If “Project X” were just a raunchy version of “Can’t Hardly Wait” with people drank until they puked, it would be just another potboiler. The party itself provides the conflict as well as the setting for the conflict. The reactions of Thomas, Costa, and J.B. provide the humor. Thomas is catapulted from being just another nobody to a celebrity at his high school. Nerdy, overweight J.B. whose parents argue that he may be gifted in a belittling way probably grows more than his two friends over the course of the evening. Before everything goes up in smoke, J.B. emerges as a gigolo and a daredevil. He dives off Thomas’ roof with Dax’s camcorder and lands in the huge inflatable bouncy castle that Costa has furnished for the revelry.
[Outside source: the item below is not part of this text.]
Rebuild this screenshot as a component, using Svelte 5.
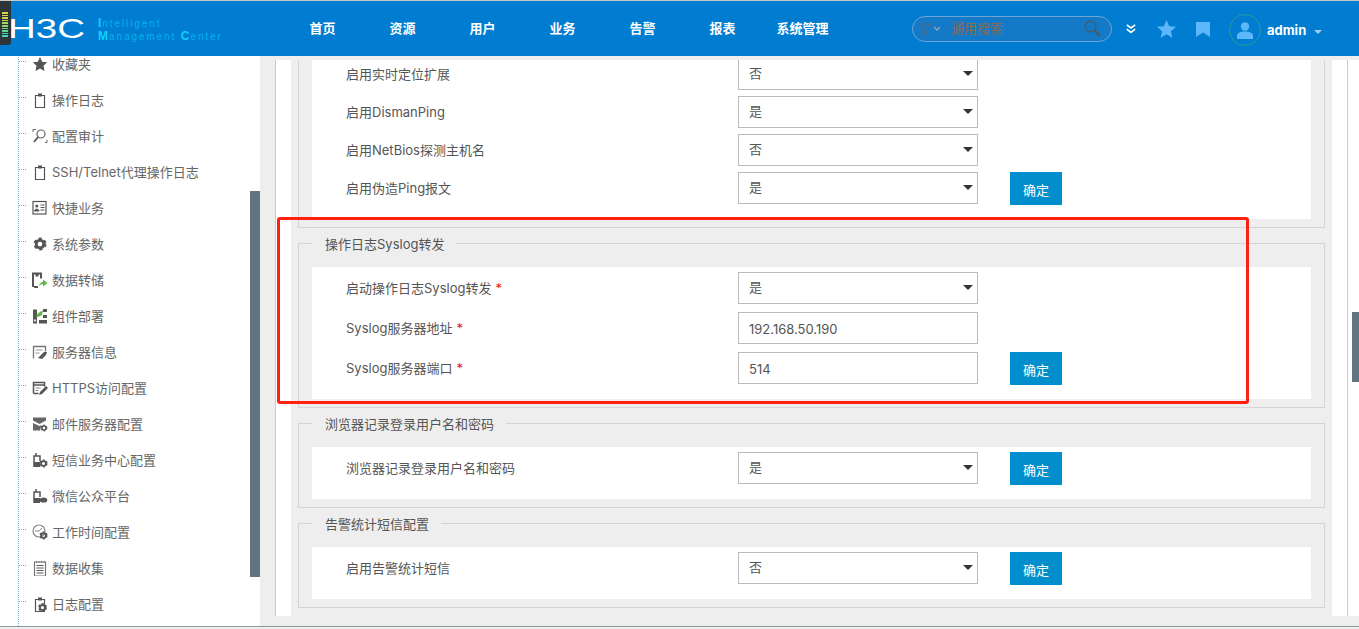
<script>
  const gear = (x, y, r = 3, c = '#555') => `<circle cx="${x}" cy="${y}" r="${r}" fill="none" stroke="${c}" stroke-width="${r * 0.75}"/><circle cx="${x}" cy="${y}" r="${r * 1.4}" fill="none" stroke="${c}" stroke-width="${r * 0.6}" stroke-dasharray="${r * 0.8} ${r * 0.72}"/>`;
  const clip = `<path d="M3.500 3.500h9v12h-9z" fill="none" stroke="#555" stroke-width="1.200"/><rect x="6" y="1.500" width="4" height="3" fill="#555"/>`;
  const icons = {
    star: `<path d="M8 1l2.200 4.700 5 .6-3.700 3.500 1 5.100L8 12.400l-4.500 2.500 1-5.100L.8 6.300l5-.6z" fill="#555"/>`,
    clip,
    audit: `<path d="M1 4V1.500h3M15 12v2.500h-2" fill="none" stroke="#666"/><circle cx="9" cy="6" r="4" fill="none" stroke="#666" stroke-width="1.200"/><path d="M6 9l-4 5" stroke="#555" stroke-width="1.800"/>`,
    card: `<rect x="1" y="1.500" width="13" height="12.500" fill="none" stroke="#555" stroke-width="1.200"/><circle cx="4.800" cy="6" r="1.500" fill="#555"/><path d="M2.500 11c0-2.500 4.500-2.500 4.500 0zM8.500 5h4M8.500 7.500h4M8.500 10h4" fill="#555" stroke="#555"/>`,
    gear: gear(8, 8, 3.800),
    save: `<path d="M1 15V1.500h8v5M2 15h4" fill="none" stroke="#555" stroke-width="2"/><rect x="3.500" y="1.500" width="3" height="3" fill="#555"/><path d="M7 14.500c.5-3 2-4.500 4-4.500V7.500l4.500 3.500-4.500 3.500V12c-1.500 0-3 1-4 2.500z" fill="#5fb548"/>`,
    deploy: `<rect x="1" y="1.500" width="4" height="14" fill="#555"/><rect x="11" y="1" width="4" height="3" fill="#555"/><rect x="11" y="7" width="4" height="3" fill="#555"/><rect x="7" y="12" width="8" height="3.500" fill="#555"/><path d="M4 9c.5-3 3-5 7-6.500L10 7 6 9z" fill="#5fb548"/><circle cx="3" cy="12.500" r="1.200" fill="#ddd"/>`,
    info: `<path d="M1.500 14.500v-12h12v5" fill="none" stroke="#777" stroke-width="1.300"/><path d="M3.500 6h7M3.500 9h4" stroke="#999"/><path d="M6 14l6-6 3 0-1 3-4 4z" fill="#555"/>`,
    https: `<path d="M1.500 13.500v-11h11v4M1.500 13.500h5" fill="none" stroke="#555" stroke-width="1.500"/><path d="M1.500 5h11" stroke="#555" stroke-width="1.500"/><path d="M3.500 8h5M3.500 10.500h3" stroke="#888"/><path d="M7 15l1-3 6-6 2 2-6 6z" fill="#555"/>`,
    mail: `<path d="M1 1.500h13v3L7.500 8 1 4.500zM1 7l6.500 3 2-1L8 14.500H1z" fill="#666"/>${gear(12, 12, 2)}`,
    sms: `<path d="M2 15V4h6v5M4 1v3" fill="none" stroke="#555" stroke-width="1.500"/><rect x="2" y="10" width="6" height="5" fill="#555"/>${gear(11.500, 11.500, 2.400)}`,
    wechat: `<path d="M2 15V4h6v5M4 1v3" fill="none" stroke="#555" stroke-width="1.500"/><rect x="2" y="10" width="6" height="5" fill="#555"/><ellipse cx="11.500" cy="12" rx="3.800" ry="2.600" fill="#555"/>`,
    time: `<circle cx="7" cy="7" r="6" fill="none" stroke="#888" stroke-width="1.200"/><path d="M7 7l3-3M7 7H3" stroke="#888"/>${gear(11.500, 11.500, 2.400)}`,
    list: `<path d="M2.500 2h11v14h-11z" fill="none" stroke="#777" stroke-width="1.200"/><path d="M4.500 1v2M7 1v2M9.500 1v2M12 1v2" stroke="#777"/><path d="M4.500 5.500h7M4.500 8h7M4.500 10.500h7M4.500 13h7" stroke="#555"/>`,
    logcfg: `${clip}${gear(10.500, 11.500, 2.600)}`
  };
  const menu = [
    ['star', '收藏夹'], ['clip', '操作日志'], ['audit', '配置审计'], ['clip', 'SSH/Telnet代理操作日志'],
    ['card', '快捷业务'], ['gear', '系统参数'], ['save', '数据转储'], ['deploy', '组件部署'],
    ['info', '服务器信息'], ['https', 'HTTPS访问配置'], ['mail', '邮件服务器配置'], ['sms', '短信业务中心配置'],
    ['wechat', '微信公众平台'], ['time', '工作时间配置'], ['list', '数据收集'], ['logcfg', '日志配置']
  ];
  const nav = ['首页', '资源', '用户', '业务', '告警', '报表', '系统管理'];
  const ledColors = ['#d8d840', '#d8d840', '#c8d840', '#b8d850', '#a0d860', '#88d870', '#70d880', '#58d898', '#48d8a8', '#40d8b8'];
  const sections = [
    { clipped: true, tight: true, rows: [
      { label: '启用实时定位扩展', value: '否' },
      { label: '启用DismanPing', value: '是' },
      { label: '启用NetBios探测主机名', value: '否' },
      { label: '启用伪造Ping报文', value: '是', ok: true }
    ]},
    { title: '操作日志Syslog转发', rows: [
      { label: '启动操作日志Syslog转发', value: '是', req: true },
      { label: 'Syslog服务器地址', input: '192.168.50.190', req: true },
      { label: 'Syslog服务器端口', input: '514', req: true, ok: true }
    ]},
    { title: '浏览器记录登录用户名和密码', rows: [
      { label: '浏览器记录登录用户名和密码', value: '是', ok: true }
    ]},
    { title: '告警统计短信配置', rows: [
      { label: '启用告警统计短信', value: '否', ok: true }
    ]}
  ];
</script>

<div class="app">
  <header class="top">
    <div class="logo">
      <div class="device">
        {#each ledColors as c}
          <span class="led" style="background:{c}"></span>
        {/each}
      </div>
      <svg class="h3c" width="90" height="38" viewBox="0 0 90 38">
        <text x="0" y="31.500" font-size="28" textLength="77" lengthAdjust="spacingAndGlyphs" fill="#fff" font-family="Liberation Sans">H3C</text>
      </svg>
      <div class="imc">
        <div><b>I</b>ntelligent</div>
        <div><b>M</b>anagement <b>C</b>enter</div>
      </div>
    </div>
    <nav class="nav">
      {#each nav as n}<a href="#top">{n}</a>{/each}
    </nav>
    <div class="search">
      <svg width="20" height="12" viewBox="0 0 20 12">
        <path d="M0 1h10l-3 4v6H3V5z" fill="none" stroke="#556b80" stroke-width="1.200"/>
        <path d="M14 4l3 3 3-3" fill="none" stroke="#8fa8bc" stroke-width="1.300"/>
      </svg>
      <span class="ph">通用搜索</span>
      <svg class="glass" width="17" height="17" viewBox="0 0 17 17">
        <circle cx="6.500" cy="6.500" r="5.300" fill="none" stroke="#4a5a66" stroke-width="1.300"/>
        <path d="M10.500 10.500l5.500 5.500" stroke="#4a5a66" stroke-width="2"/>
      </svg>
    </div>
    <svg class="chev" width="10" height="10" viewBox="0 0 10 10">
      <path d="M.8 .8L5 4l4.200-3.200M.8 5.200L5 8.500l4.200-3.300" fill="none" stroke="#fff" stroke-width="1.600"/>
    </svg>
    <svg class="star" width="19" height="18" viewBox="0 0 19 18">
      <path d="M9.500 0l2.700 6.200 6.800.6-5.100 4.400 1.500 6.600-5.900-3.500L3.600 17.800l1.500-6.600L0 6.800l6.800-.6z" fill="#5cb8fa"/>
    </svg>
    <svg class="mark" width="14" height="15" viewBox="0 0 14 15">
      <path d="M0 0h14v15l-7-4.500L0 15z" fill="#5cb8fa"/>
    </svg>
    <div class="avatar">
      <svg width="16" height="17" viewBox="0 0 16 17">
        <circle cx="8" cy="4.500" r="4.200" fill="#5cb8fa"/>
        <path d="M0 17v-3c0-3 3-4.500 8-4.500s8 1.500 8 4.500v3z" fill="#5cb8fa"/>
      </svg>
    </div>
    <span class="user">admin</span>
    <span class="caret"></span>
  </header>

  <div class="body">
    <aside class="side">
      <ul class="tree">
        {#each menu as [icon, text]}
          <li>
            <span class="tick"></span>
            <svg class="ico" width="16" height="16" viewBox="0 0 16 16">{@html icons[icon]}</svg>
            <span>{text}</span>
          </li>
        {/each}
      </ul>
      <div class="side-thumb"></div>
    </aside>
    <main class="main">
      <div class="panel">
        <div class="inner">
          {#each sections as s}
            <section class="fs" class:clipped={s.clipped}>
              {#if s.title}<div class="legend">{s.title}</div>{/if}
              <div class="form" class:tight={s.tight}>
                {#each s.rows as r}
                  <div class="row">
                    <div class="label">{r.label}{#if r.req}<span class="req">*</span>{/if}</div>
                    {#if r.input}
                      <input class="ctl inp" value={r.input} />
                    {:else}
                      <div class="sel">
                        <select class="ctl"><option>{r.value}</option></select>
                      </div>
                    {/if}
                    {#if r.ok}<button class="ok">确定</button>{/if}
                  </div>
                {/each}
              </div>
            </section>
          {/each}
        </div>
        <div class="rail"><div class="rail-thumb"></div></div>
      </div>
    </main>
  </div>
  <div class="foot"></div>
  <div class="redbox"></div>
</div>

<style>
  :global(body) { margin: 0; background: #eee; }
  .app {
    position: relative;
    width: 1359px;
    height: 629px;
    overflow: hidden;
    font: 13px/1.4 Inter, "Noto Sans CJK SC", sans-serif;
    color: #555;
  }
  .top {
    box-sizing: border-box;
    height: 56px;
    border-top: 1px solid #c8c8c8;
    background: #007cd0;
    display: flex;
    align-items: center;
  }
  .logo { width: 282.5px; height: 55px; display: flex; position: relative; flex: none; }
  .device {
    position: relative;
    z-index: 1;
    width: 11px;
    height: 44px;
    flex: none;
    box-sizing: border-box;
    padding: 11px 3px 0 2px;
    background: #2f3438;
    border-radius: 0 0 3px 0;
    display: flex;
    flex-direction: column;
    gap: 1px;
  }
  .led { height: 1.600px; flex: none; }
  .h3c { margin: 5px 0 0 -3px; flex: none; }
  .imc {
    margin-top: 16px;
    color: #00b4f0;
    font: 10px/12px "Liberation Sans", sans-serif;
    letter-spacing: 1.9px;
    white-space: nowrap;
  }
  .imc b { color: #10d0ff; font-size: 12px; letter-spacing: 1px; }
  .nav { display: flex; flex: none; margin-top: -1px; }
  .nav a { width: 80px; text-align: center; color: #fff; font-weight: 700; text-decoration: none; white-space: nowrap; }
  .search {
    box-sizing: border-box;
    width: 200px;
    height: 26px;
    margin-left: 69.5px;
    flex: none;
    border: 1px solid #6aa5d8;
    border-radius: 13px;
    background: #1479c6;
    display: flex;
    align-items: center;
    padding: 0 10px 0 7px;
  }
  .ph { margin-left: 11px; color: #8a6a50; }
  .glass { margin-left: auto; }
  .chev { margin-left: 14px; flex: none; }
  .star { margin-left: 21px; flex: none; }
  .mark { margin-left: 20px; margin-top: 2px; flex: none; }
  .avatar {
    box-sizing: border-box;
    width: 32px;
    height: 32px;
    margin-left: 19px;
    margin-top: 3px;
    border: 1px solid #2a9a98;
    border-radius: 50%;
    display: flex;
    align-items: center;
    justify-content: center;
    flex: none;
  }
  .user { margin-left: 6px; color: #fff; font-weight: 700; margin-top: 3px; }
  .caret {
    margin-left: 8px;
    margin-top: 6px;
    border: 4px solid transparent;
    border-top-color: #a0cdf0;
    border-bottom: 0;
  }
  .body { display: flex; height: 570px; }
  .side { position: relative; width: 260px; flex: none; background: #fff; overflow: hidden; }
  .tree {
    list-style: none;
    margin: -10px 0 0 18px;
    padding: 0;
    border-left: 1px dotted #6ab0d8;
    height: 600px;
    color: #666;
  }
  .tree li { height: 36px; display: flex; align-items: center; white-space: nowrap; }
  .tick { width: 7px; border-top: 1px dotted #6ab0d8; margin-bottom: 6px; flex: none; }
  .ico { margin: 0 4px 0 6px; flex: none; }
  .side-thumb { position: absolute; left: 250px; top: 135px; width: 10px; height: 386px; background: #607580; }
  .main { flex: 1; box-sizing: border-box; padding: 4px 0 10px 15px; background: #eee; min-width: 0; }
  .panel {
    height: 100%;
    display: flex;
    background: #fff;
    border-left: 1px solid #ccc;
    padding-left: 15px;
  }
  .inner { width: 1041px; box-sizing: border-box; flex: none; background: #eee; padding: 0 7px; overflow: hidden; }
  .rail {
    position: relative;
    margin-left: 15px;
    width: 11px;
    flex: none;
    border-left: 1px solid #ccc;
  }
  .rail-thumb { position: absolute; right: 0; top: 252px; width: 7px; height: 70px; background: #607580; }
  .fs {
    border: 1px solid #d4d4d4;
    padding: 0 13px 8px;
    margin-bottom: 15px;
  }
  .fs.clipped { border-top: 0; }
  .legend {
    width: fit-content;
    margin: -11px 0 12px 0;
    padding: 0 12px 0 13px;
    height: 22px;
    line-height: 22px;
    background: #eee;
    color: #555;
  }
  .form {
    background: #fff;
    padding: 5px 0 15px 34px;
    display: flex;
    flex-direction: column;
    gap: 8px;
  }
  .form.tight { padding-top: 0; gap: 6px; }
  .tight .row:first-child { margin-top: -2px; }
  .row { display: flex; height: 32px; align-items: flex-start; }
  .label { width: 392px; line-height: 32px; flex: none; color: #555; white-space: nowrap; }
  .req { color: #e02020; margin-left: 4px; }
  .ctl {
    box-sizing: border-box;
    width: 240px;
    height: 32px;
    border: 1px solid #bbb;
    border-radius: 0;
    background: #fff;
    padding: 0 11px 2px 10px;
    font: inherit;
    color: #555;
    outline: 0;
    appearance: none;
    display: block;
    flex: none;
  }
  .ctl.inp { padding: 1px 11px 0 10px; }
  .sel { position: relative; width: 240px; flex: none; }
  .sel::after {
    content: "";
    position: absolute;
    right: 5px;
    top: 13px;
    border: 5px solid transparent;
    border-top: 5px solid #333;
    border-bottom: 0;
  }
  .ok {
    width: 52px;
    height: 33px;
    margin-left: 32px;
    border: 0;
    padding: 3px 0 0;
    background: #008fcc;
    color: #fff;
    font: inherit;
    flex: none;
  }
  .foot { height: 3px; box-sizing: border-box; border-top: 1px solid #8c9c9c; background: #eee; }
  .redbox {
    position: absolute;
    left: 277px;
    top: 217px;
    width: 972px;
    height: 187px;
    box-sizing: border-box;
    border: 3px solid #ff2010;
    border-radius: 3px;
    pointer-events: none;
  }
</style>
As funny as these three are, some of the supporting characters are scene stealers, particularly the two little guys in yellow windbreakers hired as security. They pop in an out of the proceedings and function more like ninja than security. One point they are prepared to torch a neighbor’s house because the owner threatens to call the cops.


Altogether, “Project X” is enormous fun. Reportedly, the filmmakers drew on an incident in Australia when a teen invited hundreds to his house while his parents were gone. No American film has attempted anything the magnitude of “Project X,” and director Nima Nourizadeh soft pedals the consequences of such an endeavor. In the end, what makes “Project X” memorable, rather than pointless nonsense which many will label it, is the reaction of Thomas’ father. “Project X” represents a definite hurdle for future house party movies to scale and a chilling cautionary tale to parents who entrust their property to their children while they are away.